Несколько минут он молчал, потом хлопнул Шумяцкого по плечу и ободряюще сказал: «Ничего! Форд тоже с этого начинал».
Мы смеялись. Дуглас Фербенкс не знает даже, что кино у нас не частная, а государственная собственность, что у нас есть партмаксимум, то есть зарплата любого коммуниста, будь он даже наркомом, не должна превышать зарплаты квалифицированного рабочего, смеялись над тем, что председателя Совкино Шумяцкого Дуглас Фербенкс сравнивает с Фордом.
Лена рассказала про этот случай со своей стеснительной улыбкой, но я заметил: ее смущение было сильнее обычного, боялась, что этим рассказом подчеркивает свое знакомство с Шумяцким.
Меня очень трогала ее застенчивость, робость, незащищенность, именно из-за этого наши отношения остались платоническими. Я вырос на арбатском дворе, знал, как это делается, видел, что Лена ждет, ожидание я читал в ее глазах, в тепле ее руки, в том волнении, которое испытывала, когда я прикасался к ней. Волнение испытывал и я и все же не мог перейти черту. Не потому, что мы все время были на людях, я мог прийти к ней один, она могла прийти ко мне, молодые люди, любящие друг друга, находят время и место… И все же перейти черту не мог. Мне казалось, что я воспользуюсь ее робостью, воспользуюсь силой своего характера, тем, что притягивало ее ко мне.

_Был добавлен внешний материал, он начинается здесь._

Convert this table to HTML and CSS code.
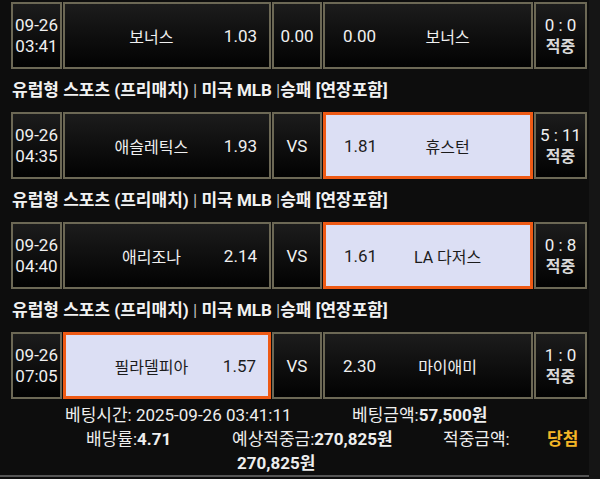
FILE: index.html
```html
<!DOCTYPE html>
<html lang="ko">
<head>
<meta charset="utf-8">
<link rel="stylesheet" href="styles.css">
</head>
<body>
<div class="main">
  <div class="list">
    <div class="row">
      <div class="cell time"><span>09-26</span><span>03:41</span></div>
      <div class="cell team home"><span class="name">보너스</span><span class="odd">1.03</span></div>
      <div class="cell mid">0.00</div>
      <div class="cell team away"><span class="odd">0.00</span><span class="name">보너스</span></div>
      <div class="cell score"><span>0 : 0</span><span class="res">적중</span></div>
    </div>
    <div class="league">유럽형 스포츠 (프리매치) <span class="sep">|</span> 미국 MLB <span class="sep">|</span>승패 [연장포함]</div>
    <div class="row">
      <div class="cell time"><span>09-26</span><span>04:35</span></div>
      <div class="cell team home"><span class="name">애슬레틱스</span><span class="odd">1.93</span></div>
      <div class="cell mid">VS</div>
      <div class="cell team away pick"><span class="odd">1.81</span><span class="name">휴스턴</span></div>
      <div class="cell score"><span>5 : 11</span><span class="res">적중</span></div>
    </div>
    <div class="league">유럽형 스포츠 (프리매치) <span class="sep">|</span> 미국 MLB <span class="sep">|</span>승패 [연장포함]</div>
    <div class="row">
      <div class="cell time"><span>09-26</span><span>04:40</span></div>
      <div class="cell team home"><span class="name">애리조나</span><span class="odd">2.14</span></div>
      <div class="cell mid">VS</div>
      <div class="cell team away pick"><span class="odd">1.61</span><span class="name">LA 다저스</span></div>
      <div class="cell score"><span>0 : 8</span><span class="res">적중</span></div>
    </div>
    <div class="league">유럽형 스포츠 (프리매치) <span class="sep">|</span> 미국 MLB <span class="sep">|</span>승패 [연장포함]</div>
    <div class="row">
      <div class="cell time"><span>09-26</span><span>07:05</span></div>
      <div class="cell team home pick"><span class="name">필라델피아</span><span class="odd">1.57</span></div>
      <div class="cell mid">VS</div>
      <div class="cell team away"><span class="odd">2.30</span><span class="name">마이애미</span></div>
      <div class="cell score"><span>1 : 0</span><span class="res">적중</span></div>
    </div>
  </div>
  <div class="summary">
    <div class="line l1">
      <span>베팅시간: 2025-09-26 03:41:11</span>
      <span>베팅금액:<b>57,500원</b></span>
    </div>
    <div class="line l2">
      <span>배당률:<b>4.71</b></span>
      <span>예상적중금:<b>270,825원</b></span>
      <span>적중금액:</span>
      <span class="win">당첨</span>
    </div>
    <div class="line l3">
      <span><b>270,825원</b></span>
    </div>
  </div>
</div>
<div class="scrollbar"></div>
</body>
</html>
```
FILE: styles.css
```css
* { box-sizing: border-box; margin: 0; padding: 0; }
html, body { width: 600px; height: 479px; overflow: hidden; }
body {
  background: #0d0d0d;
  font-family: Roboto, "Noto Sans CJK KR", sans-serif;
  color: #f0f0f0;
  display: flex;
}
.main { width: 589px; padding-top: 2px; }
.scrollbar { flex: 1; background: #151515; }
.list { padding-left: 11px; }
.row { display: flex; gap: 1px; height: 67px; }
.cell {
  border: 2px solid #6c6855;
  background: linear-gradient(#1c1c1c, #020202);
  display: flex;
  align-items: center;
}
.time {
  width: 51px;
  flex-direction: column;
  justify-content: center;
  font-size: 17px;
  line-height: 21px;
}
.team { width: 208px; }
.home { padding: 0 12px 0 14px; }
.away { width: 210px; padding: 0 12px 0 18px; }
.mid { width: 50px; justify-content: center; font-size: 17px; }
.score {
  width: 53px;
  flex-direction: column;
  justify-content: center;
  font-size: 17px;
  line-height: 21px;
}
.res { font-size: 16px; font-weight: 700; color: #d9d9d9; }
.name { flex: 1; text-align: center; font-size: 16px; }
.odd { font-size: 17px; }
.pick {
  border: 3px solid #ee5a15;
  background: #dcdff4;
  color: #1c1c1c;
}
.league {
  height: 43px;
  line-height: 43px;
  font-size: 17px;
  font-weight: 700;
  color: #f2f2f2;
  padding-left: 1px;
  white-space: nowrap;
}
.sep { font-weight: 400; color: #bdbdbd; }
.summary {
  padding-top: 4px;
  border-bottom: 2px solid #555;
  font-size: 17px;
  line-height: 24px;
  color: #eeeeee;
  height: 78px;
}
.line { display: grid; white-space: nowrap; }
.l1 { padding-left: 65px; grid-template-columns: 287px auto; }
.l2 { padding-left: 86px; grid-template-columns: 146px 211px 104px auto; }
.l3 { padding-left: 237px; }
b { font-weight: 700; }
.win { color: #f3b526; font-weight: 700; }
```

Наш роман не состоялся. После школы мы несколько раз виделись, потом мне сказали, что она пошла работать на завод чуть ли не сварщиком, потом вышла замуж. А уже после войны, вернувшись наконец в Москву, я узнал, что Лену еще в середине тридцатых годов застрелили в гостинице, в Сухуми. Как, почему, за что – до сих пор мне неизвестно. Но когда узнал о ее смерти, понял, что еще в школе она предчувствовала свою обреченность; возможно, и я тогда неосознанно догадывался об этом, жалел ее, и это сдерживало.